Wednesday, May 12, 2010

Orange Infused Cherry Scones with Orange Glaze

Orange Infused Cherry Scones 4-10

The TLC channel has a new series, "Best Food Ever", narrated by actor John Goodman. I missed the first episode, Sensational Sandwiches, but recorded and watched the second episode  - Bodacious Bakeries - last night during which they counted down the top 10 bakeries in the country. By the 30-minute mark, half way through the program, my teeth hurt just watching people ingest all that sugar.

One bakery/cafe, the name of which I cannot recall, offered their version of French toast: homemade peanut butter thickly slathered between two over-sized slices of challa bread, then dipped the "sandwich" in a mixture of eggs, cream, cinnamon and sugar and fried it on a flat top grill. As if that wasn't enough, the chef served the dinner plate sized fried sandwich doused with a hot syrupy mixture of sliced fresh bananas sautéed in butter and brown sugar. They called it breakfast. I call it a monumental sugar overdose.

Give me a cup of good coffee or a cappuccino and a tender scone for breakfast or brunch and I'm a happy camper.

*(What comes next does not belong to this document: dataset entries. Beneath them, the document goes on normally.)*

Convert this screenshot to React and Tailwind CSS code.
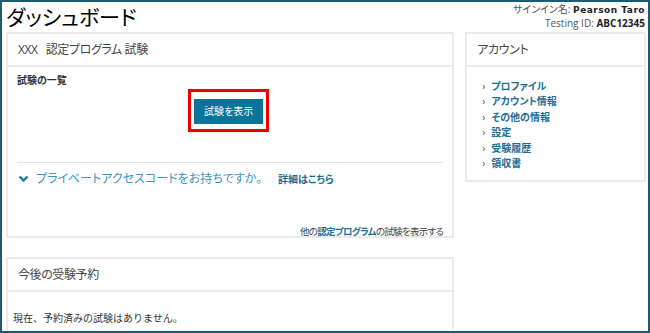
import React from "react";

const jp = { fontFamily: '"Open Sans", "Noto Sans CJK JP", sans-serif' };

const accountLinks = ["プロファイル", "アカウント情報", "その他の情報", "設定", "受験履歴", "領収書"];

const Card = ({ title, children, className = "" }) => (
  <div className={`bg-white border-2 border-[#ebebeb] ${className}`}>
    <div className="h-[33px] flex items-center px-[10px] border-b-2 border-[#ebebeb] text-[12px] tracking-[-0.4px] text-[#444] leading-none">
      {title}
    </div>
    {children}
  </div>
);

const App = () => {
  return (
    <div
      className="w-[650px] h-[333px] border-2 border-[#1d5b70] bg-white overflow-hidden flex flex-col [font-feature-settings:'palt']"
      style={jp}
    >
      <div className="h-[30px] flex justify-between pl-[4px] pr-[3px] shrink-0">
        <h1 className="text-[21px] leading-none pt-[5px] text-black">ダッシュボード</h1>
        <div className="text-right text-[10px] leading-[13px] text-[#555] pt-[1px]">
          <div>
            サインイン名: <span className="font-bold text-[#222] tracking-[0.5px]" style={{ fontFamily: '"DejaVu Sans", sans-serif', fontSize: "9px" }}>Pearson Taro</span>
          </div>
          <div>
            Testing ID: <span className="font-bold text-[#222]">ABC12345</span>
          </div>
        </div>
      </div>

      <div className="flex gap-[11px] pl-[4px] pr-[2px]">
        <div className="w-[449px] flex flex-col gap-[19px]">
          <Card title={<span>XXX&nbsp;&nbsp;&nbsp;認定プログラム 試験</span>} className="h-[206px]">
            <div className="px-[9px] pt-[6px]">
              <div className="text-[10px] font-bold text-[#333] leading-[14px]">試験の一覧</div>
              <div className="flex justify-center pt-[2px] pr-[3px]">
                <div className="border-[3px] border-[#e00] px-[3px] py-[5px]">
                  <button className="bg-[#0b7599] text-white text-[10px] h-[25px] px-[10px] leading-none">
                    試験を表示
                  </button>
                </div>
              </div>
              <div className="mt-[30px] border-t border-[#e5e5e5] pt-[5px] flex items-center h-[28px]">
                <svg width="11" height="8" viewBox="0 0 11 8" className="ml-[1px] mr-[7px]">
                  <path d="M1.5 1.5 L5.5 5.5 L9.5 1.5" stroke="#1a7aa0" strokeWidth="2.4" fill="none" />
                </svg>
                <span className="text-[12px] text-[#3a94bd] leading-none">プライベートアクセスコードをお持ちですか。</span>
                <span className="ml-[16px] text-[10px] font-bold text-[#1a6f95] leading-none">詳細はこちら</span>
              </div>
              <div className="mt-[37px] text-right text-[9.5px] tracking-[-0.7px] text-[#444] leading-none">
                他の<span className="font-bold text-[#1a6f95]">認定プログラム</span>の試験を表示する
              </div>
            </div>
          </Card>
          <Card title="今後の受験予約" className="h-[120px]">
            <div className="px-[5px] pt-[21px] text-[10px] text-[#333] leading-none [font-feature-settings:normal]">
              現在、予約済みの試験はありません。
            </div>
          </Card>
        </div>

        <div className="w-[181px]">
          <Card title="アカウント" className="h-[150px]">
            <ul className="pl-[15px] pt-[11px]">
              {accountLinks.map((l) => (
                <li key={l} className="flex items-center h-[15.5px] text-[10px] font-bold text-[#1a6f95] leading-none">
                  <span className="text-[#555] font-normal mr-[6px] text-[10px]">›</span>
                  {l}
                </li>
              ))}
            </ul>
          </Card>
        </div>
      </div>
    </div>
  );
};

export default App;
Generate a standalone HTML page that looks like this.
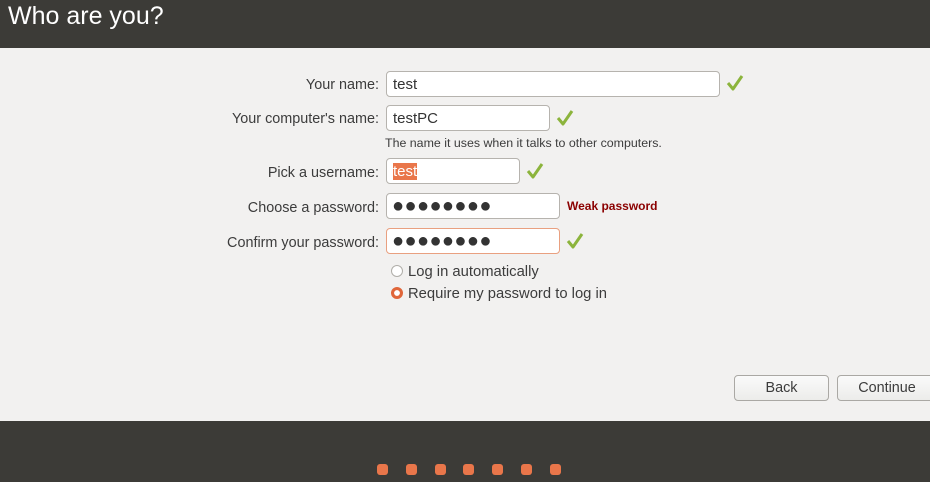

But, more often than not, most scones offered in bakeries, coffee houses and grocery stores are too sweet for my taste. If the scone is covered in a sugary glaze, I usually take a pass.

This scone was posted by my niece, Nichole, and even though I'm not fond of glazed scones I felt I had to be true to the recipe the first time I made it. But, I have to admit that, although the orange glaze was delicious, I will not glaze them next time.

These scones were good, very tender and dense with a nice hint of orange and just enough sugar (3 tablespoons) to barely sweeten the dough. I will certainly make them again.
Orange Infused Cherry Scones

Orange Infused Cherry Scones with Orange Glaze
by Nichole Gordon

For the scones:
  • 1/2 cup snipped dried sweet cherries (Nic also suggests substituting cherries with golden raisins)
  • 2 cups all-purpose flour
  • 3 tablespoons brown sugar
  • 2 teaspoons baking powder
  • 1/2 teaspoon salt
  • 1/2 teaspoon baking soda
  • 1/4 cup butter
  • 1 to 2 teaspoons graed orange peel (I used 2 heaping teaspoons)
  • 1 egg
  • 8 ounces sour cream (I used light sour cream)

For the glaze:
  • 1 cup powdered sugar
  • 1 tablespoon orange juice
  • 1/4 teaspoon vanilla
  • 1 teaspoon orange zest (this was my addition and not in the original recipe)

Preheat oven to 400 degrees.

Place the snipped cherries in a small bowl and cover them with boiling water. Set aside for about 5 minutes.

Meanwhile, combine flour, brown sugar, baking powder, salt and baking soda in a large bowl. Slice the butter into pieces and cut into the flour mixture until it begins to look like crumbs.

Drain the cherries well, then add them to the flour mixture along with the orange zest and toss to make sure they are well coated.

Make a well in the center of the mixture and set the bowl aside.

In a small bowl, beat the egg, then work in the sour cream and egg are well combined. Add the egg/sour cream mixture all at once into the well you created in your flour mixture. Nic found that the best way to combine the mixtures together is with a fork. I agree. You may find the finished product a little dry, but that's okay.

Lightly flour your work surface. Remove the dough from the bowl and knead the dough by folding and gently pressing the dough until it is smooth in appearance. Lightly roll your dough out into a circle about 7-inches in diameter. Cut the dough into 12 pieces (much like a pie). I used a scone pan, which has 8 sections. My scones were a little larger than Nic's.

Place the wedges 1-inch apart on an ungreased cookie sheet. Bake at 400 degrees for 10 to 12 minutes. Because mine were larger, I baked them about 16 minutes.

When the scones are done, remove them from the baking sheet to a wire rack and allow to cool for about 10 minutes before glazing.

To make the glaze, mix all the glaze ingredients together in a small bowl until smooth. If the glaze appears too thick, add more orange juice a teaspoon at a time to be sure it doesn't get too thin.